If these exceptions do not apply, there is limited relief when an extension causes an option to be subject to adverse tax consequences under Section 409A. Fast action is required as the employer must rescind the extension by the earlier of the date the stock right is exercised or the last day of the year in which the employer extended the option.


Changes to option terms, including the extension of the option exercise period, raise important tax issues. While alternatives for extension exist that do not result in adverse tax consequences to the employee, an employer considering an extension should seek advice of tax counsel before making such a change.

For further information on this topic, please contact a member of our Tax Practice Group.


1 This analysis assumes that if the option is a NQO, then the NQO is exempt from Section 409A of the Code (as more fully discussed herein) as of original grant.

2 If the option is an ISO, the exercise period must be no longer than 10 years.

3 She may be subject to the AMT tax, however.

4 The employee must not dispose of the shares received upon exercise prior to 2 years from the date of grant of the option and 1 year from the date of exercise of the option. 

5 Section 409A, discussed below, may accelerate the time the employee must recognize the income.
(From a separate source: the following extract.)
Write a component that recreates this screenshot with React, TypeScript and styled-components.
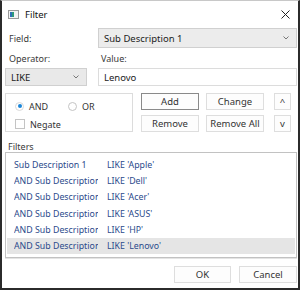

6 The NQO must also be granted with respect to “service recipient stock” by an “eligible issuer of service recipient stock”.  Discussion of these terms is beyond the scope of this article.

7 Only to the extent the NQO is vested and the “spread” was not previously included in income by the employee at the end of a prior tax year.

8 Care must be exercised in drafting the exercise events, as not all terminations constitute a 409A-compliant “separation from service” and not all sales constitute a 409A-compliant “change in control.”